Readers, if you’re aware of situations in which a PJC may still have benefits, please feel free to leave a comment.

3 thoughts on “Does a “Prayer for Judgment Continued” Differ Very Much from a “Prayer for Judgment Granted”?”

    • Good stuff…I have another variation of this theme. I encountered a PJC in a case of a 16 year old who was charged with a simple assault, the victim being his mother. Not having deferred prosecution at that time, the judge crafted her own remedy as was common during the time, entered the PJC and reviewed it twice. Unware of the consequences, the judge was surprised when I told her the Defendant, now age 30, wanted to obtain a concealed carry permit. Was told that he was ineligible and that under the Lautenberg Amendment, Federal Law prohibited him ever owning a firearm. I contemplated expunging the charge but was concerned that the plea of guilty may be enough to trigger Lautenberg. So I fought to have a judgment entered in District Court, was successful over the objection of the ADA…then appealed to Superior Court and when the State could not compel the victim to testify received a dismissal which I expunged. I am still not sure I could not have obtained the same result with a simple expunction of the PJC.
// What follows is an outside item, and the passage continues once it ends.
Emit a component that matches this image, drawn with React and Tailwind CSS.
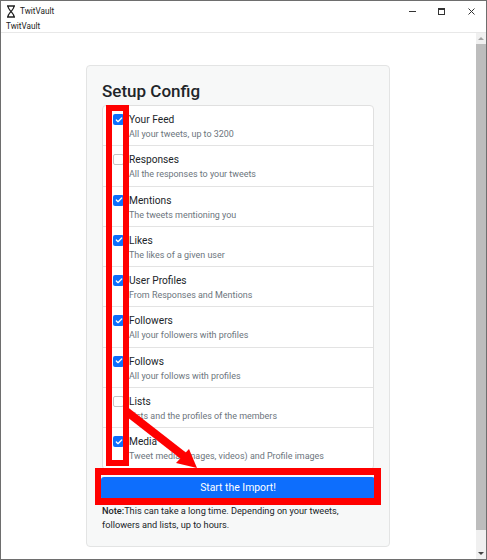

  1. Several years ago I represented a bondsman in a case where the defendant had plead to trafficking of a controlled substance. The defendant need time to get some affairs in order so the judge ordered prayer for judgment continued but also ordered that the defendant was not to possess a cell phone. The defendant failed to appear for sentencing. When it came time to enter the forfeiture on the bond, the superior court ruled in favor of the bondsman. The Court of Appeals ruled that by imposing the cell phone condition the Superior Court had entered a final judgment when it continued judgment with a condition other than costs. Since the COA’s opinion I wonder what happens if the defendant is found and brought in for sentencing.